Yes. We are living in a tale of big change and uncertainty—courtesy of a long-term pattern of predatory thinking—but who decided that’s our natural state?
Humanity vs Individual Humans
Right before Thanksgiving, I went to see the movie Lee. Have you seen it? It’s about the American war photographer Lee Miller. She was one of the first to see and photograph the bodies in the concentration camps. Talk about stark examples of predatory thinking.
(She’s actually most famous for a photograph of herself in Hitler’s bathtub right after the allies took over Germany and confiscated his apartment. A surreal photo for a surreal moment in time.)
Which is why Stan Rushworth’s assertion is so important. To believe that the predatory thinking that created WWII, and that has brought us to this point now, is not our natural state is critical for the changes we need to make as humans. The vast majority of us are completely sick of predatory thinking, even if we blame it on different causes.
I mean there’s so much simmering rage with the predatory thinking that created the predatory structures of late stage capitalism that tens of thousands of people openly mocked the murder of a health insurance CEO on social media just this weekend. I wonder if the billionaire class is taking note?
Of course, its pervasiveness makes it feel natural. But the only way we can “come back to believing in ourselves as human beings” is to believe that predatory thinking is not our natural state.
This feels hard because believing in humanity can feel hard. Very hard.
But then I remember that I know and love so many great humans, and hey, they’re part of humanity.
And then I remember that when I lose faith in humanity, I lose faith in myself. And when I lose faith in myself, well, I lose.
So, as an individual shackled in an economic framework of excess and separation, perhaps the most important change I can offer is the state of my heart and the state of my mind. To really make room in my heart for the possibility that humanity is truly capable of peace, love, and cooperation on a global scale. And to start with believing that about myself.

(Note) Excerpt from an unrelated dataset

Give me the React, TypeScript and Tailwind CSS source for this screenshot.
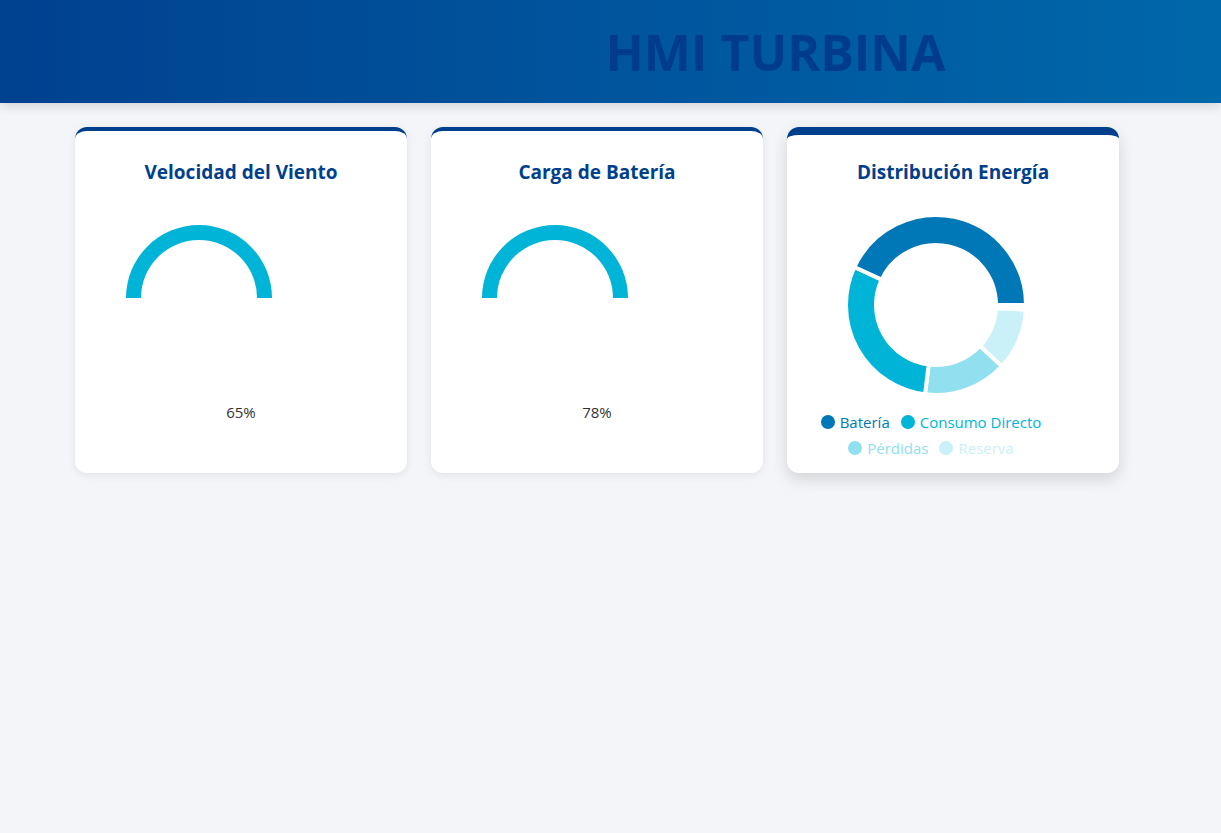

In fact, we owe it to the planet and all the other living beings that reside here—the other mammals, the plants, the birds, the reptiles, the insects, all of it—to do this work of believing in ourselves as human beings. To know in our hearts that we are better than the predatory thinking that got us here.
And if we can’t believe in everyone, let’s believe in someone. And then another someone. Truly, there are so many wonderful someones in just my life alone.
And as a someone whose favorite word is “possibility,” perceiving life as “a tale of change” gives me the wiggle room I need to grow and act that “a tale of loss” does not. Because no one knows what the future holds. No one. No matter how sure they sound. No matter how much they insist they do.
And some of the hardest, most painful moments in my life have surprisingly also been occasions of true opportunity.
I don’t say any of this glibly. I am not casual about hope or possibility. Sometimes I feel very afraid. And I’m not saying that things might not get bad. I’m saying the only choice we have is to believe in ourselves as human beings. One moment at a time. One person at a time.
I also think it takes real courage to be hopeful or to believe in our better angels—to risk being wrong about big things. To possibly suffer. But if we’re honest, at any point in our lives we may be blindsided. We may suffer. There are people all over this planet suffering deeply right now. Who were deeply suffering last year. And the year before that.
And at the same time, there is joy and beauty and light happening all over this planet all the time as well. One does not negate the other. Being alive on planet Earth is strangely, poignantly like that.
What do YOU think? How are you experiencing life in the eye of the hurricane? Please leave a comment and share—or just hit the like button if that’s more your jam.
Your message is so timely, Sarah. And just what I needed. Thank you.
And you are absolutely correct that having faith in humanity requires courage. And that we owe it to each other and to the planet, to do so.
There is nothing wrong with wearing our rose-colored glasses; they go well with our big hearts and strong belief in the goodness of (most) people. I don mine to brighten the path when it's rough and they never fail me. Thank you for being someone in whom to have faith, my dear.